International journal of retina and vitreous

Evaluation of the artificial intelligence chatbots in frequently asked questions about retinitis pigmentosa: a comparative analysis between ChatGPT-4 and Gemini-2.0.

Özlem Biçer, Esra Şahlı

Published: 202510.1186/s40942-025-00772-4

Abstract

Open Access

BACKGROUND: To evaluate the accuracy and readability of answers to common retinitis pigmentosa (RP) questions from the popular generative artificial intelligence (AI) chatbots ChatGPT-4 and Gemini-2.0. METHODS: In March 2025, frequently asked questions about RP was entered to Google search tool, and the websites appearing on the first search page were selected for enrollment in the study. ChatGPT-4 and Gemini-2.0 were then prompted to generate responses about RP in both standard and simplified formats.

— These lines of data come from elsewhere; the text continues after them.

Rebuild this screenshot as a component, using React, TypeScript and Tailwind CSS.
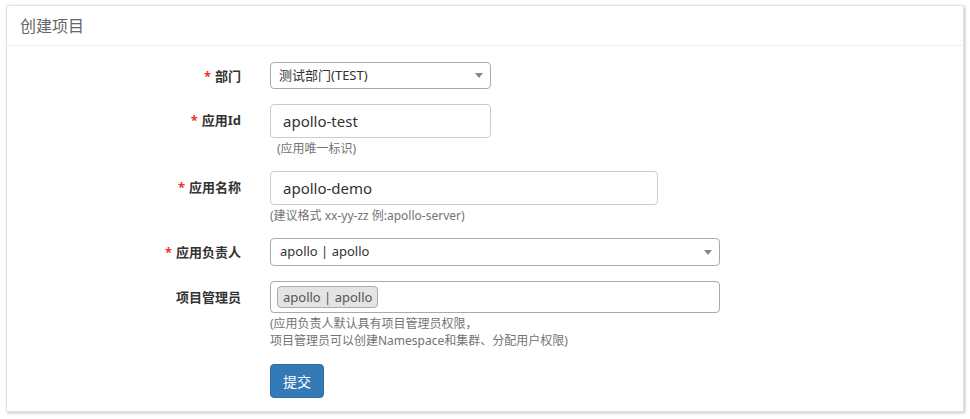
const labelCls =
  "w-[234px] shrink-0 text-right text-[13px] font-bold text-[#333] leading-[20px]";

function Label({ text, required }: { text: string; required?: boolean }) {
  return (
    <div className={labelCls}>
      {required && <span className="mr-[4px] text-[#e33]">*</span>}
      {text}
    </div>
  );
}

function Caret() {
  return (
    <span className="h-0 w-0 border-x-[4px] border-t-[5px] border-x-transparent border-t-[#888]" />
  );
}

export default function App() {
  return (
    <div
      className="h-[419px] w-[970px] bg-white px-[6px] pt-[5px]"
      style={{ fontFamily: '"Noto Sans", "Noto Sans CJK SC", sans-serif' }}
    >
      <div className="h-[407px] rounded-[2px] border border-[#e2e2e2] bg-white shadow-[1px_1px_3px_rgba(0,0,0,0.25)]">
        <div className="flex h-[40px] items-center border-b border-[#eee] px-[13px] text-[16px] text-[#666]">
          创建项目
        </div>

        <div className="pt-[16px]">
          <div className="flex items-center gap-[29px]">
            <Label text="部门" required />
            <div className="flex h-[27px] w-[221px] items-center justify-between rounded-[4px] border border-[#aaa] pl-[8px] pr-[7px] text-[13px] text-[#333]">
              <span>测试部门(TEST)</span>
              <Caret />
            </div>
          </div>

          <div className="mt-[15px] flex items-start gap-[29px]">
            <div className="pt-[6px]">
              <Label text="应用Id" required />
            </div>
            <div>
              <div className="flex h-[34px] w-[221px] items-center rounded-[4px] border border-[#ccc] px-[12px] text-[15px] text-[#333]">
                apollo-test
              </div>
              <div className="mt-[2px] pl-[7px] text-[12px] leading-[17px] text-[#737373]">
                (应用唯一标识)
              </div>
            </div>
          </div>

          <div className="mt-[14px] flex items-start gap-[29px]">
            <div className="pt-[6px]">
              <Label text="应用名称" required />
            </div>
            <div>
              <div className="flex h-[34px] w-[388px] items-center rounded-[4px] border border-[#ccc] px-[12px] text-[15px] text-[#333]">
                apollo-demo
              </div>
              <div className="mt-[2px] text-[12px] leading-[17px] text-[#737373]">
                (建议格式 xx-yy-zz 例:apollo-server)
              </div>
            </div>
          </div>

          <div className="mt-[14px] flex items-center gap-[29px]">
            <Label text="应用负责人" required />
            <div className="flex h-[28px] w-[450px] items-center justify-between rounded-[4px] border border-[#aaa] pl-[9px] pr-[7px] text-[13px] text-[#333]">
              <span>apollo | apollo</span>
              <Caret />
            </div>
          </div>

          <div className="mt-[15px] flex items-start gap-[29px]">
            <div className="pt-[6px]">
              <Label text="项目管理员" />
            </div>
            <div>
              <div className="flex h-[32px] w-[450px] items-center rounded-[4px] border border-[#aaa] px-[6px]">
                <span className="rounded-[4px] border border-[#aaa] bg-[#e4e4e4] px-[5px] text-[13px] leading-[20px] text-[#555]">
                  apollo | apollo
                </span>
              </div>
              <div className="mt-[2px] text-[12px] leading-[17px] text-[#737373]">
                <div>(应用负责人默认具有项目管理员权限，</div>
                <div>项目管理员可以创建Namespace和集群、分配用户权限)</div>
              </div>
            </div>
          </div>

          <div className="mt-[15px] pl-[263px]">
            <button className="h-[34px] w-[54px] rounded-[4px] border border-[#2e6da4] bg-[#337ab7] text-[14px] text-white">
              提交
            </button>
          </div>
        </div>
      </div>
    </div>
  );
}
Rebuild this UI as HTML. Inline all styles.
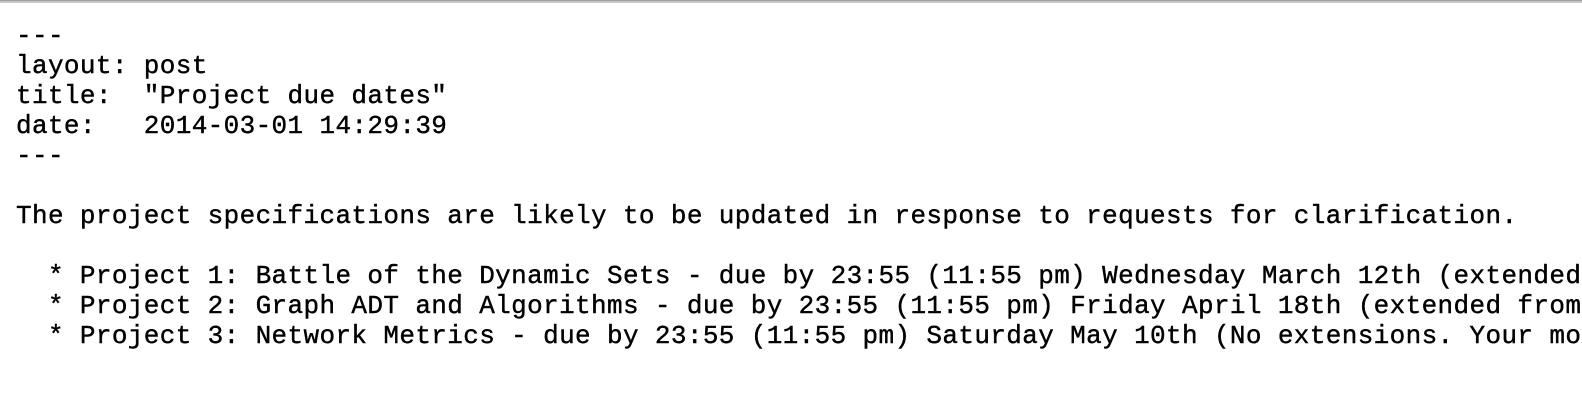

To generate the simplified response, the following request was added to the prompt: 'Please provide a response suitable for the average American adult, at a sixth-grade comprehension level.' The AI chatbots' responses to 30 questions about RP, frequently asked by patients, were evaluated by two ophthalmologists using a five-point Likert scale, with scores ranging from 1-5. Additionally, 8 readability indices, including Average Reading Level Consensus Calculator (ARLC), Automated Readability Index (ARI), Flesch Reading Ease (FRE), Gunning Fog Index (GFOG), Flesch-Kincaid Grade Level (FKGL), Coleman-Liau Index (CL), Simple Measure of Gobbledygook (SMOG), and Forcast Readability Formula (FRF) were calculated using an online calculator, Readabilityformulas.com, to assess the ease of comprehension of each answer. RESULTS: No significant difference showed in accuracy both standard and simplified AI chatbot responses (p = 0.557, p = 0.090). In particular, almost all readability indices suggest that standard AI chatbot responses require a higher level of education for comprehension, whereas simplified responses require a lower level of education. Although Gemini-2.0 standard responses were more readable than ChatGPT-4 standard responses according to ARI, GFOG and FRF scores (p = 0.014, p = 0.040, and p = 0.001), Gemini-2.0 simplified responses were more readable than ChatGPT-4 simplified responses solely according to FRF scores (p = 0.016). CONCLUSIONS: This study shows that ChatGPT-4 and Gemini-2.0 can provide patients with an avenue to access comprehensive and accurate information about, tailored RP to their educational level.